Der Appell zu appellieren

Der umsichtigste Kommentar im Wahlkampf diese Woche kommt nicht von Horst Schlämmer, sondern Frau Angela Merkel. Es geht um Fairness in der Arbeitswelt:

"Ich rate jeder Frau, die für die gleiche Arbeit weniger als ihr Kollege verdient, selbstbewusst zum Chef zu gehen und zu sagen: Da muss sich was ändern!"
(mehr im Tagesspiegel)

Schachmatt, Herr Steinmeier! Nach 30 Jahren bemüht-emanzipativer Familienpolitik, nach Frauenquote und Mutterschutz, nach Anti-Diskriminierungsgesetzen und einer endlosen Parade teuer im Sand versenkter Regulierungsmaßnahmen, fährt die Bundesregierung neuerdings ihr schwerstes Geschütz auf: den freundlichen Appell. Wieso sind wir nicht schon früher darauf gekommen?

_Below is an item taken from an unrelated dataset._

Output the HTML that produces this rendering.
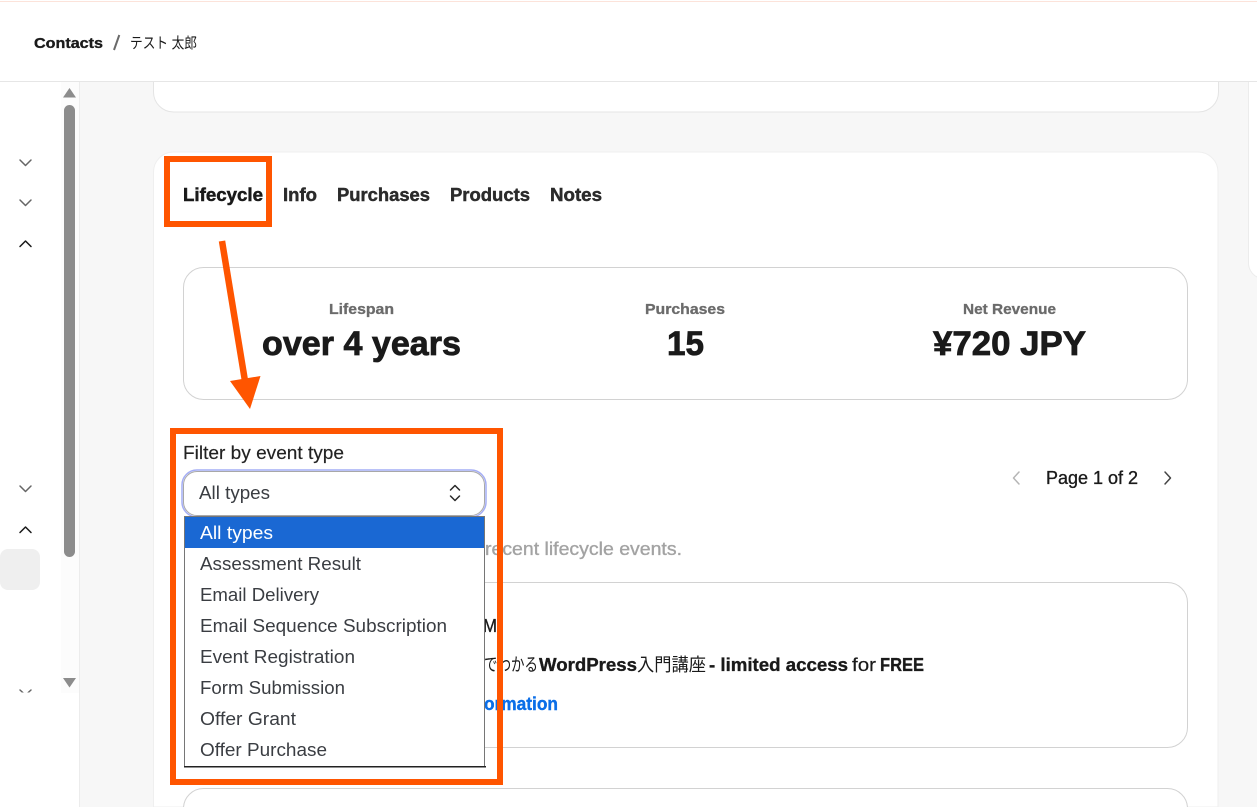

Der freundliche Appell blickt in der Politik auf eine ruhmreiche Tradition zurück. Schon Ronald Reagan stellte sich Ende der 1980er vor die Berliner Mauer und bat mit freundlicher, aber bestimmter Stimme das sowjetischen Evil Empire die Mauer doch bitte (zeitnah) niederzureißen. So geschah es. Gerhard Schröder, besser bekannt als der Kanzler der Herzen, rüttelte 1998 mit den Worten "lasst mich hier rein" flehend am Tor des Kanzleramtes. Helmut Kohl erbarmte sich.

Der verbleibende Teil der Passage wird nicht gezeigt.